Step 2: Build the TS-BiLSTM-Attention model for delay prediction. Input the processed multidimensional temporal features into the BiLSTM model.
Step 3: The multidimensional temporal data are inputted into the BiLSTM unit structure, and the “forward” and “backward” temporal processing is achieved using Equations (6) and (7). This process effectively integrates the temporal information from the “past” and “future”. Finally, Equation (8) outputs the hidden layer features, which serve as input variables for the Attention model. The Attention mechanism utilizes its own structural Attention mechanism to capture the spatio-temporal information obtained by BiLSTM. Equations (10)–(12) are used to assign weights to the features, and the parameters are continuously optimized during the model training process. This enables the differentiation of time series with spatio-temporal delay characteristics and further explores the spatio-temporal delay features based on a network analysis.
Step 4: The output of the Attention layer is used as input to a fully connected layer, which outputs the final unit delay time. The optimization of network parameters in the model structure is performed using the Adam (Adaptive Moment Estimation) optimization algorithm for iterative updates of internal parameters. The Mean Squared Error (MSE) is used as the loss function.
Step 5: Save the trained TS-BiLSTM-Attention model and use the model to validate its effectiveness using the testing dataset.
5. Conclusions
In this paper, airport clusters are constructed based on airport network attribute value similarities. In order to construct the TS-BiLSTM-Attention prediction model, the spatio-temporal correlation between airport clusters and nearby airports is extracted. The effectiveness of both the clustered data set and the model is demonstrated through comparative experiments. Experiments indicate many algorithms can be applied to build delay prediction models under different data sets, of which MAE and RMSE show great differences. The values of MAE evaluation indicators in the cluster-airport data set are 5.532, 5.556, 4.725, and 4.491, respectively, which are lower than those based on a single airport as 5.899, 6.041, 4.752, and 4.491, respectively, demonstrating that the delay prediction model (C-ADM) based on a cluster airport is more competent in predicting the departure delay of a single airport in the cluster. The delay prediction model (C-ADM) constructed using clustered airports can predict departure delays for individual airports within clusters more accurately.
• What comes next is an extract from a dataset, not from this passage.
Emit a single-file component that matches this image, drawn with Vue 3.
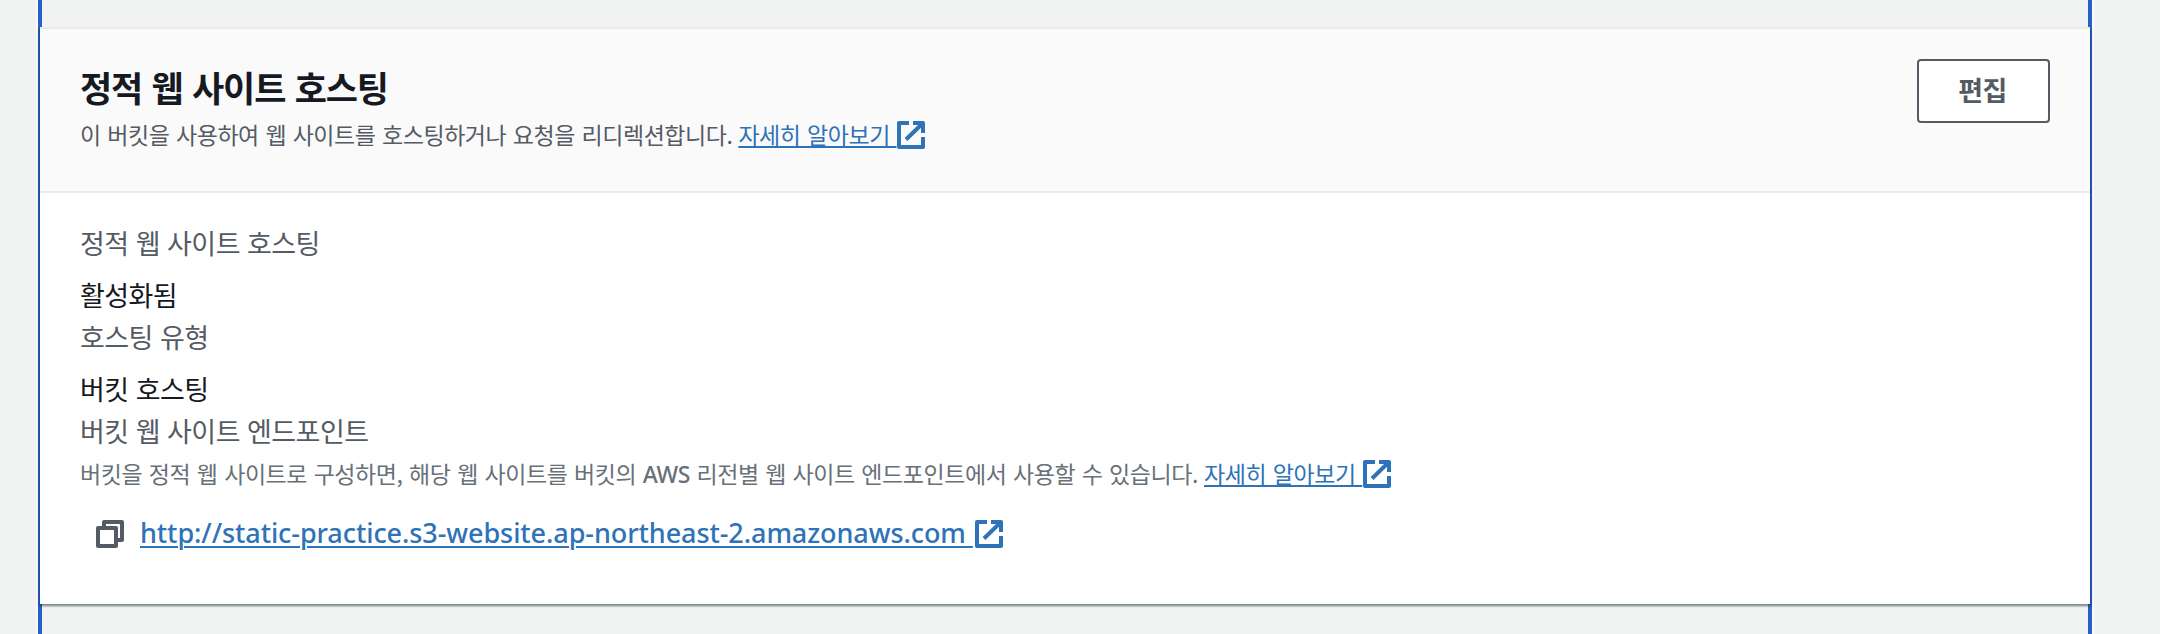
<script setup>
import { h } from 'vue'

const fields = [
  { label: '정적 웹 사이트 호스팅', value: '활성화됨' },
  { label: '호스팅 유형', value: '버킷 호스팅' },
]

const ExternalIcon = () =>
  h('svg', { viewBox: '0 0 28 28', width: 28, height: 28 }, [
    h('path', {
      d: 'M12 2H2v24h24V16M16 2h10v10M9 18.5L25 3',
      fill: 'none',
      stroke: 'currentColor',
      'stroke-width': 4,
      'stroke-linejoin': 'round',
    }),
  ])
</script>

<template>
  <div class="page">
    <div class="frame">
      <section class="card">
        <header class="card-header">
          <div>
            <h2>정적 웹 사이트 호스팅</h2>
            <p class="note intro">
              <span>이 버킷을 사용하여 웹 사이트를 호스팅하거나 요청을 리디렉션합니다.</span>
              <a class="link">자세히 알아보기&nbsp;</a>
              <ExternalIcon class="external" />
            </p>
          </div>
          <button type="button">편집</button>
        </header>
        <div class="card-body">
          <dl>
            <template v-for="field in fields" :key="field.label">
              <dt>{{ field.label }}</dt>
              <dd>{{ field.value }}</dd>
            </template>
            <dt>버킷 웹 사이트 엔드포인트</dt>
          </dl>
          <p class="note hint">
            <span>버킷을 정적 웹 사이트로 구성하면, 해당 웹 사이트를 버킷의 <span class="latin">AWS</span> 리전별 웹 사이트 엔드포인트에서 사용할 수 있습니다.</span>
            <a class="link">자세히 알아보기&nbsp;</a>
            <ExternalIcon class="external" />
          </p>
          <div class="endpoint">
            <svg class="copy" viewBox="0 0 28 28" width="28" height="28" fill="none" stroke="currentColor" stroke-width="4" stroke-linejoin="round">
              <rect x="2" y="8" width="18" height="18" />
              <path d="M8 6V2h18v18h-4" />
            </svg>
            <a class="link url">http://static-practice.s3-website.ap-northeast-2.amazonaws.com&nbsp;</a>
            <ExternalIcon class="external url-external" />
          </div>
        </div>
      </section>
    </div>
  </div>
</template>

<style>
body {
  margin: 0;
  background: #f1f3f3;
}
</style>

<style scoped>
.page {
  box-sizing: border-box;
  width: 2160px;
  height: 634px;
  padding-left: 36px;
  overflow: hidden;
  background: #f1f3f3;
  font-family: "Noto Sans CJK KR", "Noto Sans", sans-serif;
  color: #16191f;
}
.frame {
  box-sizing: border-box;
  width: 2058px;
  height: 634px;
  padding: 27px 0 0;
  background: linear-gradient(90deg, #fbfbfb 2px, #2860c8 2px 6px, #f1f3f3 6px 2052px, #2860c8 2052px 2056px, #fbfbfb 2056px);
}
.card {
  box-sizing: border-box;
  width: 2050px;
  height: 577px;
  margin-left: 4px;
  background: #fff;
  box-shadow: 0 2px 2px rgba(0, 28, 36, 0.3), 2px 2px 2px rgba(0, 28, 36, 0.15), -2px 2px 2px rgba(0, 28, 36, 0.15);
}
.card-header {
  box-sizing: border-box;
  display: flex;
  justify-content: space-between;
  align-items: flex-start;
  height: 166px;
  padding: 28px 40px 0;
  border-top: 2px solid #eaebeb;
  border-bottom: 2px solid #eaebeb;
  background: #fafafa;
}
h2 {
  margin: 0;
  font-size: 35px;
  line-height: 60px;
  font-weight: 700;
  letter-spacing: -1.1px;
  word-spacing: 2.5px;
}
.note {
  display: flex;
  align-items: center;
  height: 36px;
  margin: 0;
  font-size: 23px;
  line-height: 36px;
  letter-spacing: -0.46px;
  word-spacing: 1.9px;
  white-space: nowrap;
}
.intro {
  margin-top: -1px;
  color: #545b64;
}
.hint {
  margin-top: 3px;
  color: #687078;
  letter-spacing: -0.44px;
}
.latin {
  font-family: "Noto Sans", sans-serif;
  font-weight: 500;
  line-height: 1;
}
.link {
  margin-left: 6px;
  color: #2e72b8;
  text-decoration: underline;
  text-decoration-thickness: 2px;
  text-underline-offset: 2px;
}
.external {
  flex: none;
  margin: 2px 0 0 1px;
  color: #2e72b8;
}
button {
  box-sizing: border-box;
  width: 133px;
  height: 64px;
  margin-top: 2px;
  padding: 0 2px 2px 0;
  border: 2px solid #545b64;
  border-radius: 4px;
  background: #fff;
  color: #545b64;
  font: 700 27px/58px "Noto Sans CJK KR", sans-serif;
  letter-spacing: -0.5px;
}
.card-body {
  padding: 29px 40px 0;
}
dl {
  margin: 0;
  font-size: 27px;
  line-height: 42px;
  letter-spacing: -0.55px;
  word-spacing: 1.6px;
}
dt {
  color: #545b64;
}
dd {
  margin: 10px 0 0;
}
.endpoint {
  display: flex;
  align-items: center;
  height: 44px;
  margin-top: 21px;
  padding-left: 16px;
}
.copy {
  color: #545b64;
}
.url {
  margin-left: 16px;
  padding-bottom: 2px;
  font-family: "Noto Sans", sans-serif;
  font-size: 27px;
  font-weight: 500;
  line-height: 44px;
  letter-spacing: -0.075px;
  text-underline-offset: 3px;
}
.url-external {
  margin: 0 0 0 2px;
}
</style>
The model structure is more stable than the delay prediction model (S-ADM) constructed for single airports. The C-ADM model can reduce the effect of missing values and outliers on the accuracy of predictions. The clustered prediction set has a stable data structure and encompasses a significant amount of anomalous data. Compared with traditional BP, ARIMA, and LSTM neural network algorithms, the results show that the MAE of BP, ARIMA, and LSTM are 5.532, 5.556, and 4.725, respectively, under the model of C-ADM, which are greater than 4.494 under the model of TS-BiLSTM-Attention; the RMSE indicators are 7.633, 7.572, and 7.433, respectively, which are higher than 6.787 under the model of TS-BiLSTM-Attention. Therefore, the MAE and RMSE based on the TS-BiLSTM-Attention prediction model are smaller than the traditional model regardless of how the data set changes, which proves that the BiLSTM model integrated with the Attention mechanism can accurately extract multidimensional variables and complex time series characteristics and conduct regression prediction, while predictability, generalization, and universality are superior to traditional models.
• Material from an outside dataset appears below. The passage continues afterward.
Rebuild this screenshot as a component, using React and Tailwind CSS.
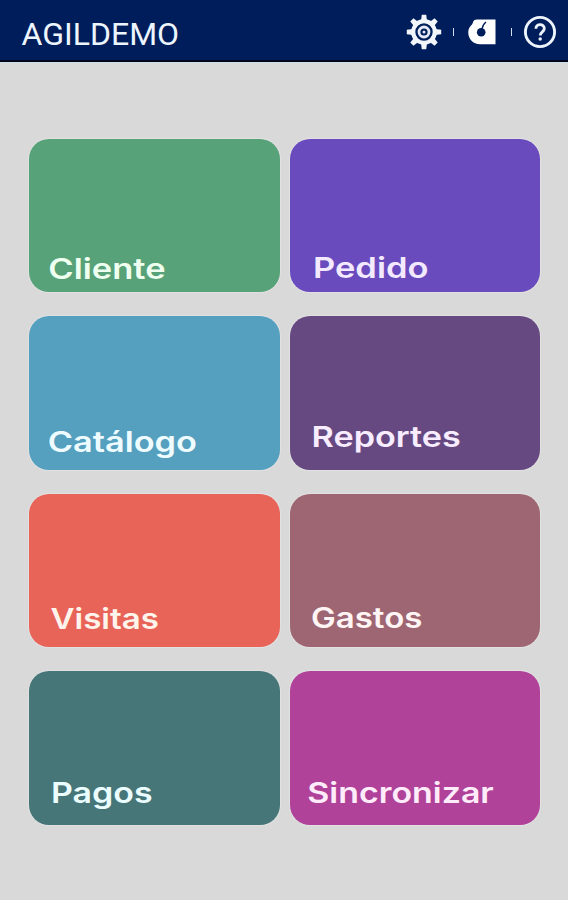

Improvements of work: This paper only studies the transmission of an airport flight delay in the time and space network and the prediction of an airport delay, aiming at exploring the transmission mechanism of an airport delay and seeking prediction methods with higher and better performances. It is worth noting that there are still some topics deserving our further exploration. When conducting the cause analysis and data collection, weather, as one of the important factors influencing a flight delay, failed to be considered for the time being. In addition, the factors that influence an airport delay are mutually restricting and influence each other. Through collecting more complete data and extracting key factors influencing a delay, the prediction effect of an airport delay can be further improved.
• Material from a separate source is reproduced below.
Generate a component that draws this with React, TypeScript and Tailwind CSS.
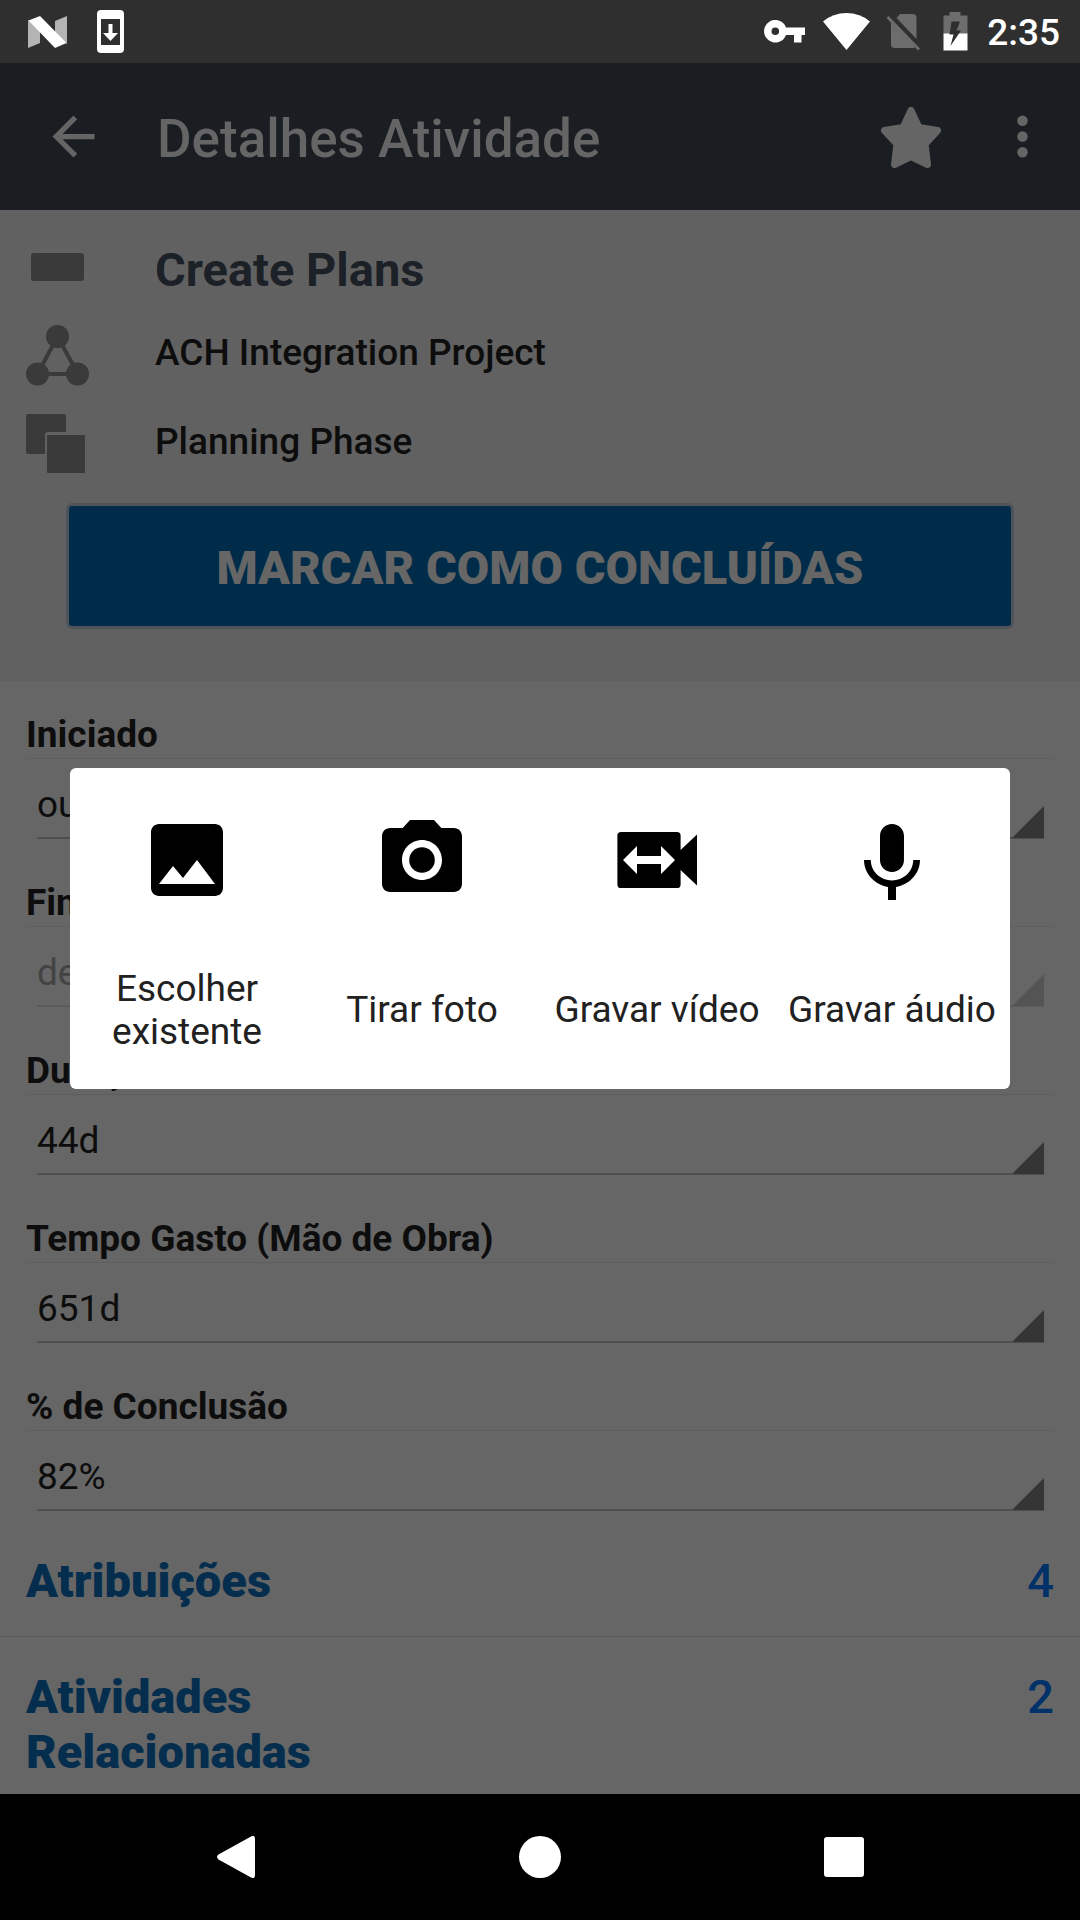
import React from "react";

type Field = { id: string; label: string; value: string; disabled?: boolean };

const fields: Field[] = [
  { id: "iniciado", label: "Iniciado", value: "out" },
  { id: "finalizado", label: "Finalizado", value: "dez", disabled: true },
  { id: "duracao", label: "Duração", value: "44d" },
  { id: "tempo", label: "Tempo Gasto (Mão de Obra)", value: "651d" },
  { id: "conclusao", label: "% de Conclusão", value: "82%" },
];

const related = [
  { title: "Atribuições", count: 4 },
  { title: "Atividades Relacionadas", count: 2 },
];

function StatusBar() {
  return (
    <div className="flex h-[63px] items-center justify-between bg-[#2f2f2f] pr-5 pl-7 text-white">
      <div className="flex items-center gap-[29px]">
        <svg width="40" height="32" viewBox="0 0 40 32" aria-label="Android N">
          <path d="M0 4L12 12V27L0 32Z" fill="#b4b4b4" />
          <path d="M27 5L39 0V28L27 18Z" fill="#b4b4b4" />
          <path d="M0.500 4.500L12 0L38.500 27L27 32Z" fill="#fff" />
        </svg>
        <svg width="28" height="44" viewBox="0 0 28 44" aria-label="Atualização">
          <path
            fill="#fff"
            fillRule="evenodd"
            d="M4 0H23A4 4 0 0 1 27 4V39A4 4 0 0 1 23 43H4A4 4 0 0 1 0 39V4A4 4 0 0 1 4 0ZM4 9V35H23V9Z"
          />
          <path fill="#fff" d="M11.500 14H15.500V23H21L13.500 31L6 23H11.500Z" />
        </svg>
      </div>
      <div className="flex items-center">
        <svg className="mr-[17px]" width="42" height="23" viewBox="0 0 42 23" aria-label="VPN">
          <path
            fill="#fff"
            fillRule="evenodd"
            d="M22 7.500A11.300 11.300 0 1 0 22 15H30V22.500H37.500V15H41V7.500ZM11.300 7.500A3.800 3.800 0 1 1 11.300 15.100A3.800 3.800 0 1 1 11.300 7.500Z"
          />
        </svg>
        <svg className="mr-4" width="47" height="37" viewBox="0 0 47 37" aria-label="Wi-Fi">
          <path fill="#fff" d="M0 8.500Q10 0 23.500 0T47 8.500L23.500 37Z" />
        </svg>
        <svg className="mr-[22px]" width="35" height="38" viewBox="0 0 35 38" aria-label="Sem SIM">
          <path
            fill="#6d6d6d"
            d="M14 1H27A3.500 3.500 0 0 1 30.500 4.500V26L10.500 5ZM5 9.500L29 34Q28.300 35 27 35H8.500A3.500 3.500 0 0 1 5 31.500Z"
          />
          <path stroke="#6d6d6d" strokeWidth="2.800" d="M1.500 4L33 36.500" />
        </svg>
        <svg className="mr-[19px]" width="25" height="39" viewBox="0 0 25 39" aria-label="Bateria">
          <path fill="#6d6d6d" d="M6.500 0H17.500V3.500H24.500V22H0.500V3.500H6.500Z" />
          <path fill="#fff" d="M0.500 21.500H24.500V38.500H0.500Z" />
          <path fill="#2f2f2f" d="M8.500 9.500H17L13.500 18.500H18L7.500 34L10.500 22.500H6.500Z" />
        </svg>
        <span className="pt-0.5 text-[37px] leading-[43px] font-medium">2:35</span>
      </div>
    </div>
  );
}

function TopBar() {
  return (
    <header className="flex h-[147px] items-center bg-[#1a1d22] pr-[26px] pl-[42px] text-[#656565]">
      <button type="button" aria-label="Voltar">
        <svg width="63" height="63" viewBox="0 0 24 24" fill="currentColor">
          <path d="M20 11H7.830l5.590-5.590L12 4l-8 8 8 8 1.410-1.410L7.830 13H20v-2z" />
        </svg>
      </button>
      <h1 className="ml-[52px] flex-1 pt-1 text-[53px] leading-[62px] font-medium">
        Detalhes Atividade
      </h1>
      <button type="button" aria-label="Favorito" className="mr-[49px]">
        <svg
          width="62"
          height="64"
          viewBox="0 0 62 64"
          fill="currentColor"
          stroke="currentColor"
          strokeWidth="7"
          strokeLinejoin="round"
        >
          <path d="M31 5.500L39 22.500L57.500 25.500L45 39L47.500 59.500L31 51.500L14.500 59.500L17 39L4.500 25.500L23 22.500Z" />
        </svg>
      </button>
      <button type="button" aria-label="Mais opções">
        <svg width="63" height="63" viewBox="0 0 24 24" fill="currentColor">
          <circle cx="12" cy="6" r="2" />
          <circle cx="12" cy="12" r="2" />
          <circle cx="12" cy="18" r="2" />
        </svg>
      </button>
    </header>
  );
}

function Summary() {
  return (
    <section className="bg-[#616161] pt-[21px] pb-[52px]">
      <div className="px-[26px]">
        <div className="flex h-[77px] items-center gap-[62px]">
          <svg width="67" height="67" viewBox="0 0 67 67" fill="#3a3a3a">
            <rect x="5" y="17" width="53" height="28" rx="3" />
          </svg>
          <h2 className="text-[47px] leading-[55px] font-bold text-[#1c2128]">Create Plans</h2>
        </div>
        <div className="flex h-[89px] items-center gap-[62px]">
          <svg width="67" height="67" viewBox="0 0 67 67" fill="#3a3a3a">
            <path d="M31.500 17.500L11.500 55H52Z" fill="none" stroke="#3a3a3a" strokeWidth="4" />
            <circle cx="31.500" cy="17.500" r="11.500" />
            <circle cx="11.500" cy="55" r="11.500" />
            <circle cx="51.500" cy="55" r="11.500" />
          </svg>
          <p className="text-[37px] leading-[43px] font-medium text-[#0d0d0d]">
            ACH Integration Project
          </p>
        </div>
        <div className="flex h-[89px] items-center gap-[62px]">
          <svg width="67" height="67" viewBox="0 0 67 67" fill="#3a3a3a">
            <path d="M2 6H38A2 2 0 0 1 40 8V24H22A3 3 0 0 0 19 27V46H2A2 2 0 0 1 0 44V8A2 2 0 0 1 2 6Z" />
            <rect x="21" y="27" width="38" height="38" rx="1" />
          </svg>
          <p className="text-[37px] leading-[43px] font-medium text-[#0d0d0d]">Planning Phase</p>
        </div>
      </div>
      <div className="mt-[17px] px-[66px]">
        <button
          type="button"
          className="h-[126px] w-full rounded-md border-3 border-[#50545a] bg-[#002c49] pt-0.5 text-[47px] leading-[55px] font-black text-[#666666]"
        >
          MARCAR COMO CONCLUÍDAS
        </button>
      </div>
    </section>
  );
}

function FieldRow({ field }: { field: Field }) {
  return (
    <div className="px-[26px] pt-8">
      <label
        htmlFor={field.id}
        className="block border-b border-[#5e5e5e] pb-0.5 text-[37px] leading-[43px] font-bold text-[#0d0d0d]"
      >
        {field.label}
      </label>
      <div className="relative mr-2.5 ml-[11px]">
        <select
          id={field.id}
          disabled={field.disabled}
          className="block h-20 w-full appearance-none border-b-2 border-[#4f4f4f] pt-[13px] text-[37px] leading-[43px] text-[#0d0d0d] disabled:border-[#5b5b5b] disabled:text-[#434343] disabled:opacity-100"
        >
          <option>{field.value}</option>
        </select>
        <svg
          className={
            field.disabled
              ? "pointer-events-none absolute right-0 bottom-px text-[#545454]"
              : "pointer-events-none absolute right-0 bottom-px text-[#353535]"
          }
          width="32"
          height="32"
          viewBox="0 0 32 32"
          fill="currentColor"
        >
          <path d="M32 0V32H0Z" />
        </svg>
      </div>
    </div>
  );
}

const actions = [
  {
    label: "Escolher existente",
    path: "M21 19V5c0-1.100-.9-2-2-2H5c-1.100 0-2 .9-2 2v14c0 1.100.9 2 2 2h14c1.100 0 2-.9 2-2zM8.500 13.500l2.500 3.010L14.500 12l4.500 6H5l3.500-4.500z",
  },
  {
    label: "Tirar foto",
    path: "M12 8.800a3.200 3.200 0 1 0 0 6.400a3.200 3.200 0 1 0 0-6.400zM9 2L7.170 4H4c-1.100 0-2 .9-2 2v12c0 1.100.9 2 2 2h16c1.100 0 2-.9 2-2V6c0-1.100-.9-2-2-2h-3.170L15 2H9zm3 15c-2.760 0-5-2.240-5-5s2.240-5 5-5 5 2.240 5 5-2.240 5-5 5z",
  },
  {
    label: "Gravar vídeo",
    path: "M3 5H17a.9.9 0 0 1 .9.900V9.500L22 5.600V18.400L17.900 14.500V18.100a.9.9 0 0 1-.9.900H3a.9.9 0 0 1-.9-.900V5.900A.9.9 0 0 1 3 5ZM7 15.500V13H13V15.500L16.500 12L13 8.500V11H7V8.500L3.500 12Z",
  },
  {
    label: "Gravar áudio",
    path: "M12 15c1.660 0 2.990-1.340 2.990-3L15 6c0-1.660-1.340-3-3-3S9 4.340 9 6v6c0 1.660 1.340 3 3 3zm5.300-3c0 3-2.540 5.100-5.300 5.100S6.700 15 6.700 12H5c0 3.410 2.720 6.230 6 6.720V22h2v-3.280c3.280-.48 6-3.300 6-6.720h-1.700z",
  },
];

function MediaDialog() {
  return (
    <div className="absolute inset-0 flex items-center px-[70px]">
      <div
        role="dialog"
        aria-label="Adicionar mídia"
        className="grid w-full grid-cols-4 rounded-md bg-white pt-11 pb-9"
      >
        {actions.map((action) => (
          <button
            key={action.label}
            type="button"
            className="flex flex-col items-center gap-[58px] pr-px text-[#212121]"
          >
            <svg width="96" height="96" viewBox="0 0 24 24" fill="#000" fillRule="evenodd">
              <path d={action.path} />
            </svg>
            <span className="flex h-[87px] items-center px-2 text-center text-[37px] leading-[43px]">
              {action.label}
            </span>
          </button>
        ))}
      </div>
    </div>
  );
}

function NavBar() {
  return (
    <nav className="grid h-[126px] grid-cols-3 bg-black px-[84px] text-white">
      <button type="button" aria-label="Voltar" className="flex items-center justify-center">
        <svg width="38" height="42" viewBox="0 0 38 42" fill="#fff">
          <path d="M34 .5Q38-1.500 38 3V39Q38 43.500 34 41.500L1.500 23.500Q-1.500 21 1.500 18.500Z" />
        </svg>
      </button>
      <button type="button" aria-label="Início" className="flex items-center justify-center">
        <span className="size-[42px] rounded-full bg-white" />
      </button>
      <button type="button" aria-label="Recentes" className="flex items-center justify-center">
        <span className="size-10 rounded-[3px] bg-white" />
      </button>
    </nav>
  );
}

export default function App() {
  return (
    <div className="flex min-h-screen flex-col bg-black font-['Roboto',sans-serif]">
      <StatusBar />
      <div className="relative flex flex-1 flex-col bg-[#666666]">
        <TopBar />
        <main className="flex-1">
          <Summary />
          <form className="flex flex-col gap-[10px]">
            {fields.map((field) => (
              <FieldRow key={field.id} field={field} />
            ))}
          </form>
          <ul className="mt-[10px]">
            {related.map((item) => (
              <li key={item.title} className="border-b border-[#595959] last:border-b-0">
                <a
                  href="#"
                  className="flex justify-between px-[26px] pt-8 pb-7 text-[47px] leading-[55px] in-[li:last-child]:pb-[15px]"
                >
                  <span className="w-2/5 font-black text-[#052e4e]">{item.title}</span>
                  <span className="font-medium text-[#003169]">{item.count}</span>
                </a>
              </li>
            ))}
          </ul>
        </main>
        <MediaDialog />
      </div>
      <NavBar />
    </div>
  );
}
This paper focuses on the dimension of airport networks and extracts the spatio-temporal correlations of delay propagation among adjacent airports. It aimed to capture the inherent mechanisms of delay propagation in high-dimensional space. Additionally, it constructs the TS-Attention-BiLSTM temporal prediction model to achieve more accurate predictions of departure delays at the target airport. In practical airport operations, by obtaining the delay status of adjacent airports, the dynamic prediction of departure delays at the target airport for the next moment is made possible. Any delay occurrence at an adjacent airport dynamically affects the departure time of flights at the target airport. Therefore, the proposed theoretical and algorithmic models in this paper enhance the real-time perception capability of the delay status at adjacent airports and provide real-time updates on the delay status at the target airport. This helps airports anticipate delays in advance and respond promptly with appropriate action plans.
The expansion and deepening directions of related research in the future can include that, when the airport encounters flight delays, delays often transmit rapidly through the airline network, and how to accurately construct the delay characteristic variables deserves further research in the future. Meanwhile, combining with reality, applying the latest deep learning algorithm to fit and model the multidimensional time and space data is of great significance for the delay prediction.